When you start measuring things, people start gaming them, so for github's sake I hope your project disappears into oblivion.
Klout is the latest major sad example of this phenomenon. People are modifying their Twitter behavior in some fascinating ways to game their Klout score.
However, people love shortcuts, so I'm sure you can refine your service and subscribe clueless HR folks to it.
Measuring things would be one thing (number of repositories, number of pull requests sent, number of changes committed, number of comments made). I think the concern comes with boiling down a bunch of (possibly unknown) measurements into a single number. Who is to say that the formula is the "right" one or the "best" one? And what happens when people start getting ranked in an absolute sense based on that score?
And if people start changing their behaviour because they're gaming the system (or is it the system that gamed them?), and that results in unintended consequences, do we (as a whole) come out ahead from where we started?
So how are you calculating my (horribly low) score? I am guessing each accepted pull request counts ten, or something but I am interested in the algorithm.
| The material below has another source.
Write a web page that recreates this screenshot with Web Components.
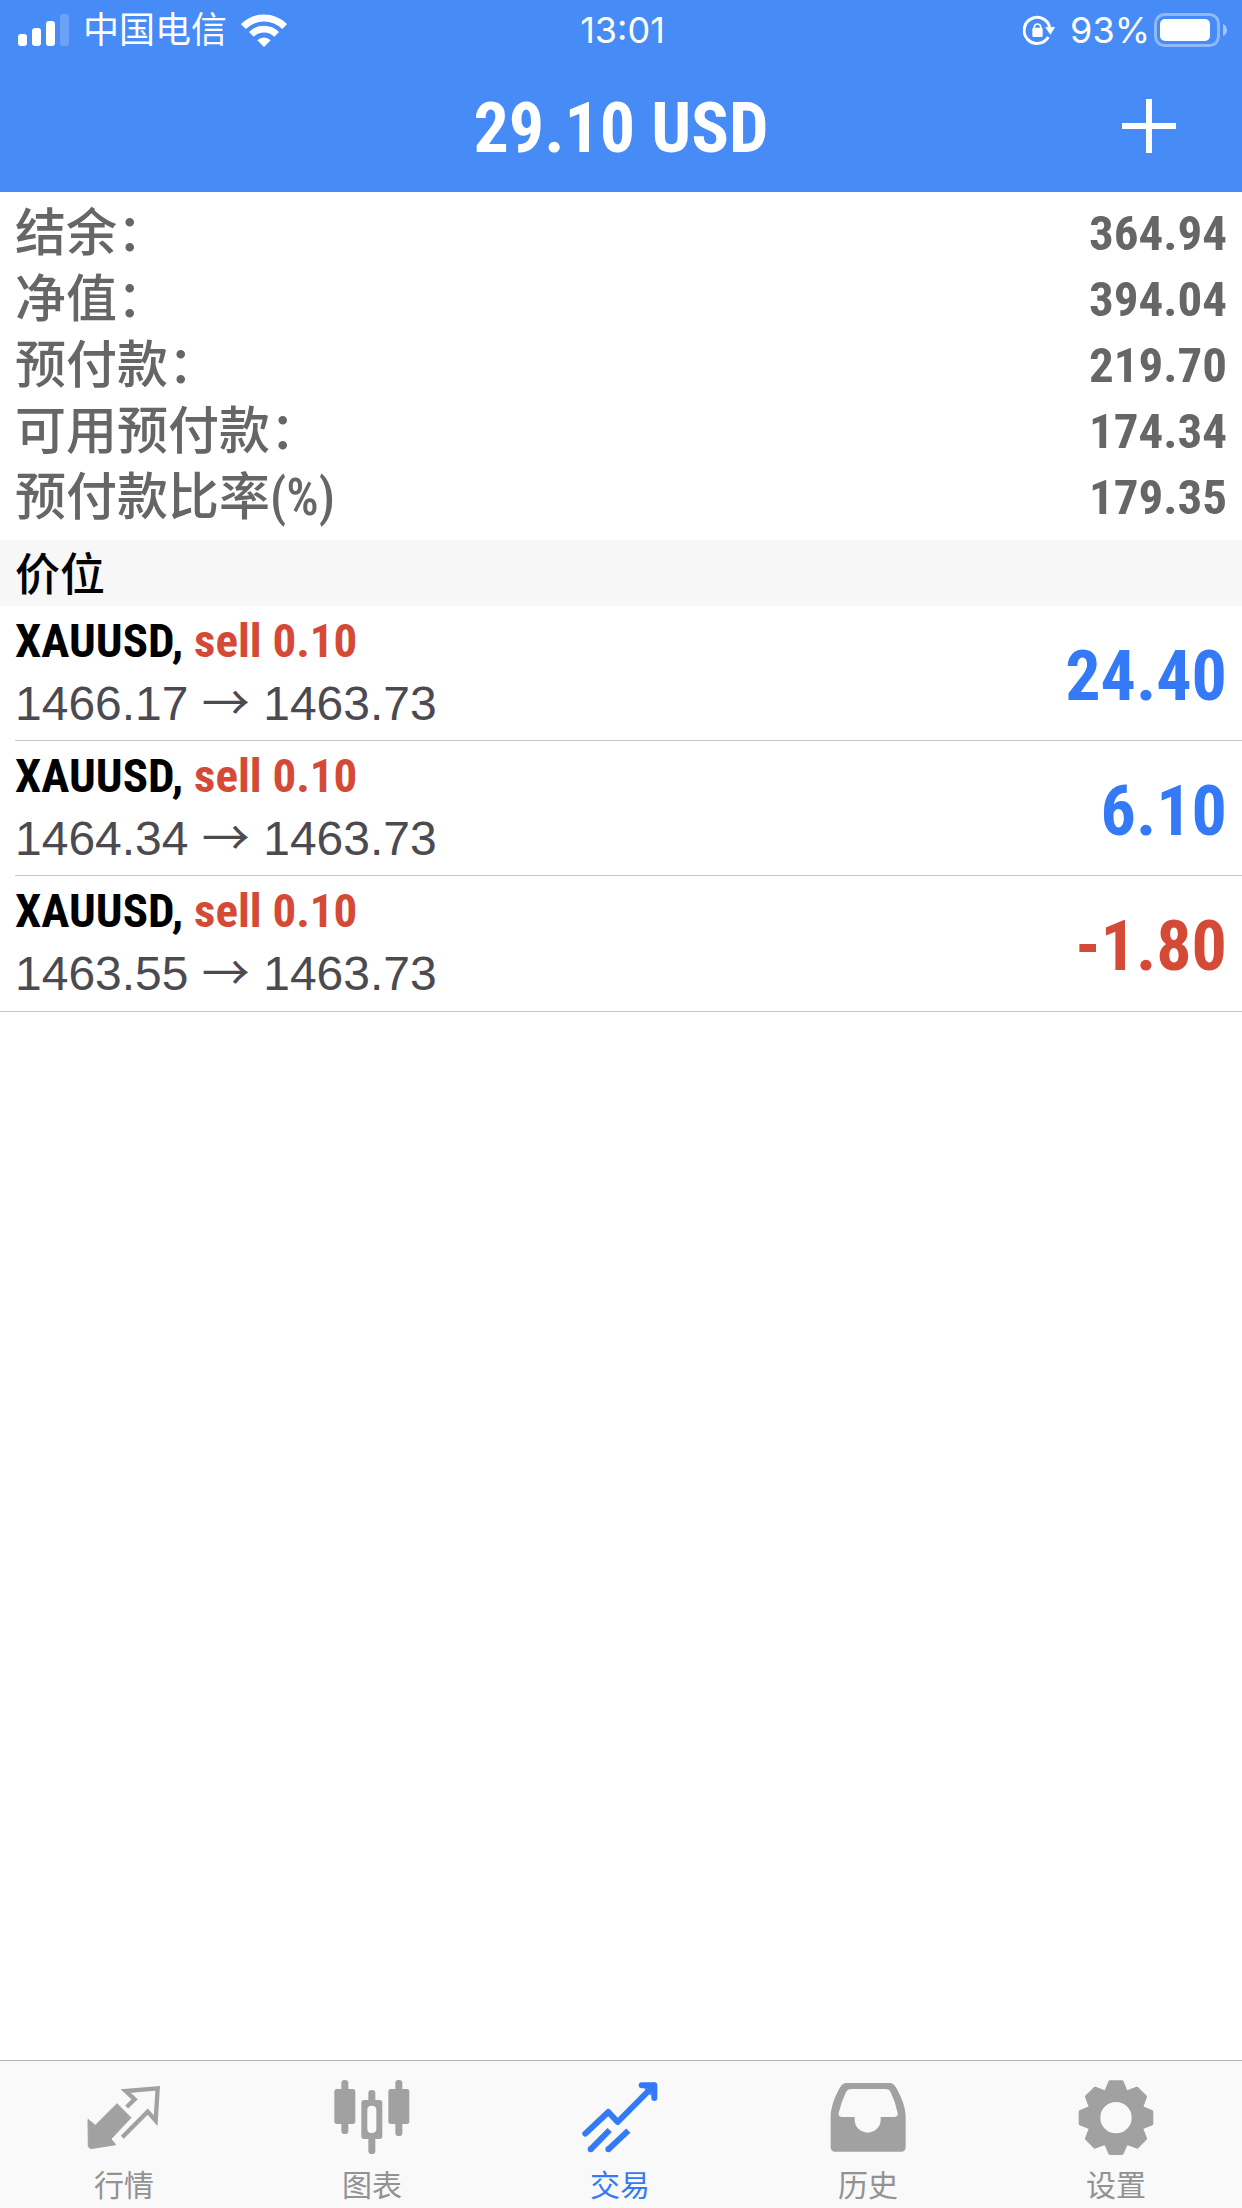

The score is calculated in three parts.
1) The reputation score is a count of the number of followers you have.
2) The contribution score takes into account the number of repositories you have. It factors in the number of watchers for each repository as well as the number of forks. It then doubles that score if you are the original owner of the repository (rather than the repository being a fork itself).
3) The gist score takes into account the number of gists you have as well as the comments on those gists.
Github is a great site, but it's not the only place where developers publish code - so be careful.
For instance, there are other places like Bitbucket (which I use myself because of Mercurial and the unlimited amount of private repos), Google Code, and also heavy contributors to big open-source projects that just have their own code hosting.
Neat project. I built something similar a few weeks ago with Alfred Chan and Michael Grosser that calculates the "gitscore" for startups on AngelList. If you'd like to check it out, the URL is:
Small UI note - when you focus the text box the hint text should go away. I found myself trying to select and delete the hint text since it wasn't going away by itself.
Well, yes and no. It's the default behaviour, but it seems strange as the text is centred. I think if you left-align the text box input, it would seem more intuitive.
Maybe I'm more used to sites implementing it with Javascript. It does seem to be the default behavior; I'm trying to figure out why intuitively I expected it to be different.